Read through the data and count the lines that contain the string "styles"; give only the result.
___ Stored data ___
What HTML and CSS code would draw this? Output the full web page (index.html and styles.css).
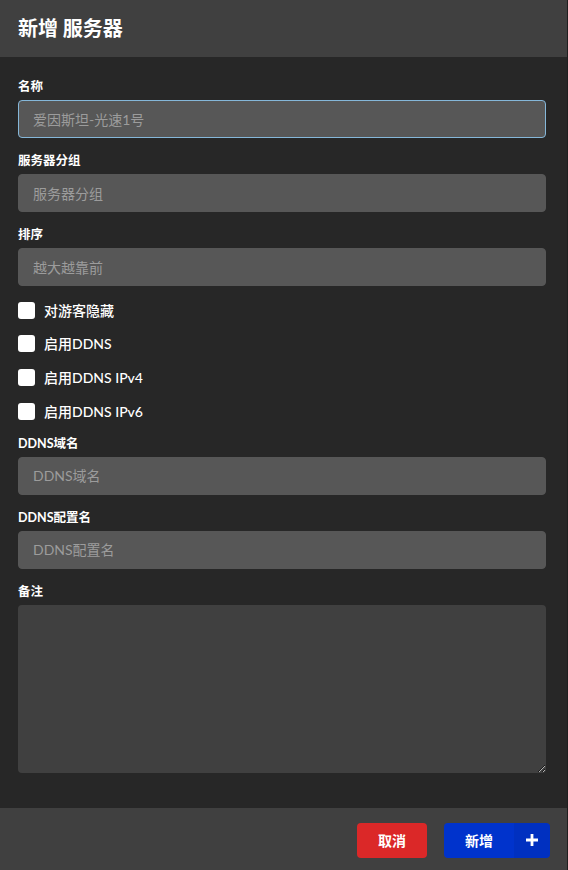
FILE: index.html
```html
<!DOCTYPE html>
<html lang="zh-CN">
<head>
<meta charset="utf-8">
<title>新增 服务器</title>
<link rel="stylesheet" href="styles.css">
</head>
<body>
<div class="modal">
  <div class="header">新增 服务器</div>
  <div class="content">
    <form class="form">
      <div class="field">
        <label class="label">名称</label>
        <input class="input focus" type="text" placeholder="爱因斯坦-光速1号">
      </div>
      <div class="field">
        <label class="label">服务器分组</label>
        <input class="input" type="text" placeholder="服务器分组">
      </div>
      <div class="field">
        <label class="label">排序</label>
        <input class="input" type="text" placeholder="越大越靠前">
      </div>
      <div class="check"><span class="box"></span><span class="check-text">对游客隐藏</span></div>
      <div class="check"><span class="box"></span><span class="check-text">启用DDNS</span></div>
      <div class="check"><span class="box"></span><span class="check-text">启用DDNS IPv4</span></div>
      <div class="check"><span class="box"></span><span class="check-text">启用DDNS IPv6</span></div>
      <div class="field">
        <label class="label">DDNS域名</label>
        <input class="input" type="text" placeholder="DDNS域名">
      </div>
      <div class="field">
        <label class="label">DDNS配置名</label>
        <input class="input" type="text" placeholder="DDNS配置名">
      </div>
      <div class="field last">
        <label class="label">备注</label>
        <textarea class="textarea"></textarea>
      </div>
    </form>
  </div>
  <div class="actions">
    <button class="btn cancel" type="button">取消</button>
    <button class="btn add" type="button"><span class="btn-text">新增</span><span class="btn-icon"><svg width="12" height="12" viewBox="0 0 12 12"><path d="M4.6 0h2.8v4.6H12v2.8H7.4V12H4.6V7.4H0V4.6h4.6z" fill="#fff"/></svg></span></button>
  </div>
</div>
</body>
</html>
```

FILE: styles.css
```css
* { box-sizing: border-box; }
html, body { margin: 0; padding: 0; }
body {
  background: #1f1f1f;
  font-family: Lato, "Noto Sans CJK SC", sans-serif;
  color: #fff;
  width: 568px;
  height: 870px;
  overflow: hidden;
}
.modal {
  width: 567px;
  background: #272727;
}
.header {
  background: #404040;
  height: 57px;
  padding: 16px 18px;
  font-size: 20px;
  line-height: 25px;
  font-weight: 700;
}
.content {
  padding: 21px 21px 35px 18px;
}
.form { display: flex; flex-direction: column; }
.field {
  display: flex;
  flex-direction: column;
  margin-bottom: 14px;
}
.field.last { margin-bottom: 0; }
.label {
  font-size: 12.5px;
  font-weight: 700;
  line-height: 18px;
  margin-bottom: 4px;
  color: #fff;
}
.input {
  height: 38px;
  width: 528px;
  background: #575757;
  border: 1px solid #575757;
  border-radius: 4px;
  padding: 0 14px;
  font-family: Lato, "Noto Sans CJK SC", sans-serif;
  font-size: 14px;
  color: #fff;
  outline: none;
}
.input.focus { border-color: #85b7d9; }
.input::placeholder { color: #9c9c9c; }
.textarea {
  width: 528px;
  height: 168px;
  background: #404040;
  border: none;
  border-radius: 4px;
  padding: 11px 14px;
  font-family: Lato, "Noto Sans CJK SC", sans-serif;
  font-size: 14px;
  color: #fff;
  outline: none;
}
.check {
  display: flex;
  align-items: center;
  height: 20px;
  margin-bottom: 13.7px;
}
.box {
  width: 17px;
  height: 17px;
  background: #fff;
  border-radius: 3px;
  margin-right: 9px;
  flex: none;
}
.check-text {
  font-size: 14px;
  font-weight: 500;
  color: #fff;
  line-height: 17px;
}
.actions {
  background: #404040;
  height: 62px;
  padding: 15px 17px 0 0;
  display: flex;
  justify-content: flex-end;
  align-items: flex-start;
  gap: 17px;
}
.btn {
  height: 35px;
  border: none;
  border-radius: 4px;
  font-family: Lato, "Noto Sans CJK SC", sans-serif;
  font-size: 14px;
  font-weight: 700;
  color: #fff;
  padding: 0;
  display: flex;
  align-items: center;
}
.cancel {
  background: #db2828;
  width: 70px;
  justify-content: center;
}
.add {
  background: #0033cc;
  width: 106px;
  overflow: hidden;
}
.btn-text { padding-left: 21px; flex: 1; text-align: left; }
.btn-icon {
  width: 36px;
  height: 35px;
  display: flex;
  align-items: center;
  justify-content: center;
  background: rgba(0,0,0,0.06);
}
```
___
Exercise answer:
3